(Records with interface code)
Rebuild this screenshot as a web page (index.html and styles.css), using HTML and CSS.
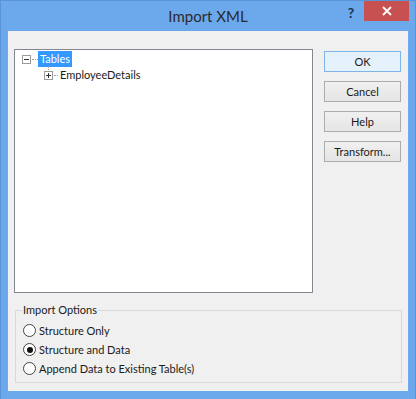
FILE: index.html
```html
<!DOCTYPE html>
<html lang="en">
<head>
    <meta charset="UTF-8">
    <meta name="viewport" content="width=device-width, initial-scale=1.0">
    <title>Import XML</title>
    <link rel="stylesheet" href="styles.css">
</head>
<body>
    <div class="window">
        <div class="titlebar">
            <div class="title">Import XML</div>
            <div class="caption-buttons">
                <span class="help-btn">?</span>
                <span class="close-btn">
                    <svg width="10" height="10" viewBox="0 0 10 10"><path d="M1 1 L9 9 M9 1 L1 9" stroke="#fff" stroke-width="1.8"/></svg>
                </span>
            </div>
        </div>
        <div class="client">
            <div class="top-row">
                <div class="tree">
                    <div class="node">
                        <span class="expander">
                            <svg width="9" height="9" viewBox="0 0 9 9"><rect x="0.5" y="0.5" width="8" height="8" fill="#fff" stroke="#9a9a9a"/><path d="M2 4.5 H7" stroke="#333"/></svg>
                        </span>
                        <span class="dots"></span>
                        <span class="label selected">Tables</span>
                    </div>
                    <div class="node child">
                        <span class="expander">
                            <svg width="9" height="9" viewBox="0 0 9 9"><rect x="0.5" y="0.5" width="8" height="8" fill="#fff" stroke="#9a9a9a"/><path d="M2 4.5 H7 M4.5 2 V7" stroke="#333"/></svg>
                        </span>
                        <span class="dots"></span>
                        <span class="label">EmployeeDetails</span>
                    </div>
                </div>
                <div class="buttons">
                    <button class="btn default">OK</button>
                    <button class="btn">Cancel</button>
                    <button class="btn">Help</button>
                    <button class="btn">Transform...</button>
                </div>
            </div>
            <fieldset class="group">
                <legend>Import Options</legend>
                <label class="radio"><span class="circle"></span>Structure Only</label>
                <label class="radio"><span class="circle checked"></span>Structure and Data</label>
                <label class="radio"><span class="circle"></span>Append Data to Existing Table(s)</label>
            </fieldset>
        </div>
    </div>
</body>
</html>
```

FILE: styles.css
```css
:root {
    --frame-color: #6ba8ec;
    --client-bg: #f0f0f0;
    --text-color: #1a1a1a;
    --ui-font: 'Lato', 'Open Sans', sans-serif;
}
body {
    margin: 0;
    font-family: var(--ui-font);
    font-size: 11px;
    color: var(--text-color);
}
.window {
    width: 416px;
    height: 399px;
    box-sizing: border-box;
    background: var(--frame-color);
    border: 1px solid #5a93d6;
    border-bottom: none;
    padding: 0 7px 8px 7px;
    display: flex;
    flex-direction: column;
}
.titlebar {
    height: 30px;
    position: relative;
    display: flex;
    align-items: center;
    justify-content: center;
}
.title {
    font-size: 15px;
    color: #2b2b2b;
    margin-top: -1px;
}
.caption-buttons {
    position: absolute;
    right: -1px;
    top: 0;
    display: flex;
    align-items: flex-start;
}
.help-btn {
    font-weight: bold;
    font-size: 14px;
    color: #1e3450;
    width: 26px;
    text-align: center;
    margin-top: 3px;
}
.close-btn {
    width: 45px;
    height: 20px;
    background: #c75050;
    display: flex;
    align-items: center;
    justify-content: center;
}
.client {
    flex: 1;
    background: var(--client-bg);
    padding: 18px 6px 0 6px;
    display: flex;
    flex-direction: column;
}
.top-row {
    display: flex;
    gap: 11px;
}
.tree {
    width: 299px;
    height: 244px;
    box-sizing: border-box;
    background: #fff;
    border: 1px solid #828790;
    padding-top: 1px;
}
.node {
    height: 16px;
    display: flex;
    align-items: center;
    padding-left: 7px;
}
.node.child {
    padding-left: 29px;
}
.expander {
    width: 9px;
    height: 9px;
    display: flex;
    position: relative;
}
.node.child .expander::before {
    content: '';
    position: absolute;
    left: 4px;
    top: -5px;
    height: 4px;
    border-left: 1px dotted #a0a0a0;
}
.dots {
    width: 6px;
    border-top: 1px dotted #a0a0a0;
    margin-left: 1px;
}
.node.child .dots {
    width: 4px;
}
.label {
    padding: 0 2px;
    line-height: 16px;
}
.label.selected {
    background: #3399ff;
    color: #fff;
}
.buttons {
    display: flex;
    flex-direction: column;
    gap: 9px;
    padding-top: 2px;
}
.btn {
    width: 77px;
    height: 21px;
    font-family: var(--ui-font);
    font-size: 11px;
    color: var(--text-color);
    background: linear-gradient(#f0f0f0, #e5e5e5);
    border: 1px solid #acacac;
    padding: 0;
}
.btn.default {
    background: #e5f1fb;
    border-color: #7eb4ea;
}
.group {
    margin: 9px 0 0 1px;
    padding: 3px 7px 4px 7px;
    border: 1px solid #d9d9d9;
    min-inline-size: auto;
}
.group legend {
    padding: 0 1px;
    margin-left: -1px;
    line-height: 16px;
}
.radio {
    height: 19px;
    display: flex;
    align-items: center;
    gap: 3px;
}
.circle {
    width: 11px;
    height: 11px;
    border: 1px solid #444;
    border-radius: 50%;
    background: #fff;
    display: flex;
    align-items: center;
    justify-content: center;
}
.circle.checked::after {
    content: '';
    width: 6px;
    height: 6px;
    border-radius: 50%;
    background: #111;
}
```
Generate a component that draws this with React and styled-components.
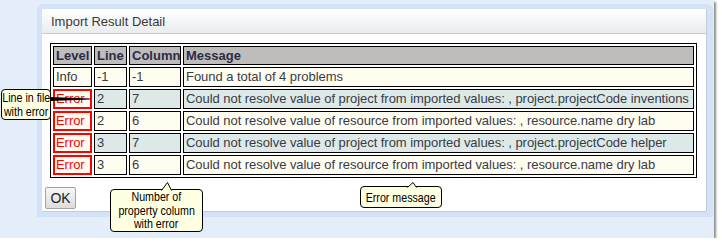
import React from 'react';
import styled, { createGlobalStyle } from 'styled-components';

const Global = createGlobalStyle`
  html, body { margin: 0; padding: 0; background: #ffffff; }
  body { font-family: "Liberation Sans", Arial, sans-serif; }
`;

const Screen = styled.div`
  position: relative;
  width: 714px;
  height: 238px;
  box-sizing: border-box;
  padding: 4px 0 0 37px;
  background: #e4edfa;
  box-shadow: 2px 2px 2px rgba(0, 0, 0, 0.45);
`;

const Frame = styled.div`
  width: 676px;
  box-sizing: border-box;
  padding: 5px 6px 5px 5px;
  background: #d3e2f6;
  border-radius: 6px 6px 0 0;
`;

const Panel = styled.div`
  height: 203px;
  box-sizing: border-box;
  background: #ffffff;
  border-right: 1px solid #c3cbd6;
  border-bottom: 1px solid #c3cbd6;
  display: flex;
  flex-direction: column;
`;

const TitleBar = styled.div`
  height: 25px;
  box-sizing: border-box;
  padding-left: 9px;
  display: flex;
  align-items: center;
  background: linear-gradient(#ffffff, #e9ecf0);
  border-bottom: 1px solid #c5cad1;
  font-size: 13px;
  color: #3a3a3a;
`;

const Content = styled.div`
  padding: 9px 9px 0 3px;
  display: flex;
  flex-direction: column;
  align-items: flex-start;
`;

const Grid = styled.table`
  width: 647px;
  margin-left: 5px;
  border: 1px solid #000000;
  border-collapse: separate;
  border-spacing: 2px;
  table-layout: fixed;
  font-size: 13px;
`;

const HeadCell = styled.th`
  width: ${(p) => (p.$w ? `${p.$w}px` : 'auto')};
  background: #bebdbc;
  border: 1px solid #000000;
  padding: 1px 2px;
  line-height: 15px;
  text-align: left;
  font-weight: bold;
  color: #2b2b45;
`;

const Cell = styled.td`
  background: ${(p) => (p.$tone === 'teal' ? '#dde9e6' : '#fffdf0')};
  border: ${(p) => (p.$error ? '2px solid #ff0000' : '1px solid #000000')};
  padding: ${(p) => (p.$error ? '1px 1px' : '2px 2px')};
  line-height: 14px;
  letter-spacing: -0.05px;
  color: ${(p) => (p.$error ? '#ff0000' : '#3a3a48')};
  white-space: nowrap;
  overflow: hidden;
`;

const OkButton = styled.button`
  margin-top: 9px;
  width: 31px;
  height: 22px;
  padding: 0;
  font-family: "Liberation Sans", Arial, sans-serif;
  font-size: 14px;
  color: #222222;
  border: 1px solid #a3a3a3;
  border-radius: 2px;
  background: linear-gradient(#f7f7f7, #dcdcdc);
`;

const Callout = styled.div`
  position: absolute;
  left: ${(p) => p.$x}px;
  top: ${(p) => p.$y}px;
  width: ${(p) => p.$w}px;
  height: ${(p) => p.$h}px;
  box-sizing: border-box;
  border: 1px solid #000000;
  border-radius: 4px;
  background: #ffffe1;
  display: flex;
  flex-direction: column;
  justify-content: center;
  align-items: center;
  font-family: "Liberation Sans", Arial, sans-serif;
  font-size: 13px;
  line-height: ${(p) => p.$lh || 13}px;
  color: #000000;
`;

const CalloutLine = styled.span`
  display: block;
  white-space: nowrap;
  transform: scaleX(0.82);
  transform-origin: center;
`;

const UpPointer = styled.svg`
  position: absolute;
  left: ${(p) => p.$x}px;
  top: ${(p) => -p.$h}px;
  overflow: visible;
`;

const SidePointer = styled.svg`
  position: absolute;
  left: 100%;
  top: ${(p) => p.$y}px;
  overflow: visible;
`;

const rows = [
  { level: 'Info', line: '-1', col: '-1', msg: 'Found a total of 4 problems' },
  { level: 'Error', line: '2', col: '7', msg: 'Could not resolve value of project from imported values: , project.projectCode inventions' },
  { level: 'Error', line: '2', col: '6', msg: 'Could not resolve value of resource from imported values: , resource.name dry lab' },
  { level: 'Error', line: '3', col: '7', msg: 'Could not resolve value of project from imported values: , project.projectCode helper' },
  { level: 'Error', line: '3', col: '6', msg: 'Could not resolve value of resource from imported values: , resource.name dry lab' },
];

function Up({ x, h, w }) {
  return (
    <UpPointer $x={x} $h={h} width={w} height={h + 1}>
      <polygon points={`0,${h + 1} ${w / 2 + 1},0 ${w},${h + 1}`} fill="#ffffe1" />
      <polyline points={`0.5,${h + 0.5} ${w / 2 + 1},0.5 ${w - 0.5},${h + 0.5}`} fill="none" stroke="#000" strokeWidth="1" />
    </UpPointer>
  );
}

export default function App() {
  return (
    <>
      <Global />
      <Screen>
        <Frame>
          <Panel>
            <TitleBar>Import Result Detail</TitleBar>
            <Content>
              <Grid>
                <thead>
                  <tr>
                    <HeadCell $w={33}>Level</HeadCell>
                    <HeadCell $w={27}>Line</HeadCell>
                    <HeadCell $w={46}>Column</HeadCell>
                    <HeadCell>Message</HeadCell>
                  </tr>
                </thead>
                <tbody>
                  {rows.map((r, i) => {
                    const tone = i % 2 === 1 ? 'teal' : 'cream';
                    return (
                      <tr key={i}>
                        <Cell $error={r.level === 'Error'}>{r.level}</Cell>
                        <Cell $tone={tone}>{r.line}</Cell>
                        <Cell $tone={tone}>{r.col}</Cell>
                        <Cell $tone={tone}>{r.msg}</Cell>
                      </tr>
                    );
                  })}
                </tbody>
              </Grid>
              <OkButton>OK</OkButton>
            </Content>
          </Panel>
        </Frame>

        <Callout $x={1} $y={89} $w={50} $h={31} $lh={14}>
          <CalloutLine>Line in file</CalloutLine>
          <CalloutLine>with error</CalloutLine>
          <SidePointer $y={7} width="40" height="4">
            <polygon points="0,0 40,1.5 40,2.5 0,4" fill="#000" />
          </SidePointer>
        </Callout>

        <Callout $x={110} $y={189} $w={93} $h={43} $lh={13.5}>
          <CalloutLine>Number of</CalloutLine>
          <CalloutLine>property column</CalloutLine>
          <CalloutLine>with error</CalloutLine>
          <Up x={50} h={8} w={11} />
        </Callout>

        <Callout $x={360} $y={186} $w={82} $h={22}>
          <CalloutLine>Error message</CalloutLine>
          <Up x={46} h={5} w={10} />
        </Callout>
      </Screen>
    </>
  );
}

- WRITTEN PROBLEM
Which lines include the word "styles"? Copy every one of them.

- SOLUTION TO THIS TASK
Rebuild this screenshot as a web page (index.html and styles.css), using HTML and CSS.
    <link rel="stylesheet" href="styles.css">
FILE: styles.css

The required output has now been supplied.